Update March 28, 2013
Income Tax Folio S1-F3-C2, Principal Residence replaces and cancels Interpretation Bulletin IT-120R6, Principal Residence, and Interpretation Bulletin IT-437R, Ownership of Property (Principal Residence).
In addition to consolidating the content of the former interpretation bulletins, general revisions have been made to improve readability. Any substantive technical and interpretive changes to the information outlined in the former interpretation bulletins are described below.

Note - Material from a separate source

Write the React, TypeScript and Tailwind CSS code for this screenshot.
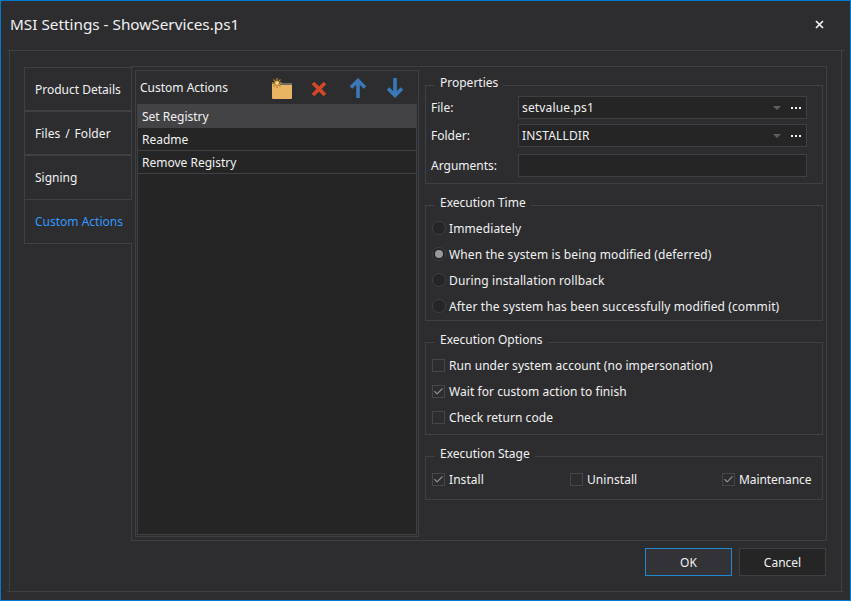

Legislative and other changes
¶2.6 was added to introduce the concepts described in more detail in Income Tax Info Sheet TI-001, Sale of a Residence by an Owner Builder, and Interpretation Bulletin IT-218R, Profits, capital gains and losses from the sale of real estate, including farmland and inherited land and conversion of real estate from capital property to inventory and vice versa.
¶2.35 (formerly addressed in ¶16-17 of IT-120) has been changed to note the CRA’s general acceptance of the Federal Court of Appeal decision in Cassidy v Canada, 2011 FCA 271, 2011 DTC 5160.
¶2.86 is a shortened version of ¶8 of IT-437R to more appropriately reflect the law in the Province of Quebec.
¶7 of IT-437R was removed in full since it no longer appropriately reflects the law in Quebec.
¶14 of IT-437R was removed in full since the CRA changed its administrative position with respect to the tax treatment of leasing arrangements and on June 14, 2001, the CRA issued Income Tax Technical News No. 21, and officially cancelled Interpretation Bulletin IT-233R. The CRA’s new position contrasts with the previous economic substance over form approach, and now restricts the characterization question to examining the legal relationship created between the parties to a lease, rather than attempting to arrive at the economic results of the arrangement.
As stated in Income Tax Technical News No. 21, it is now the CRA’s view that the determination of whether a contract is a lease or a sale is based on the legal relationships created by the terms of the particular agreement, rather than on any attempt to ascertain the underlying economic reality. Therefore, in the absence of a sham, a lease is a lease and a sale is a sale.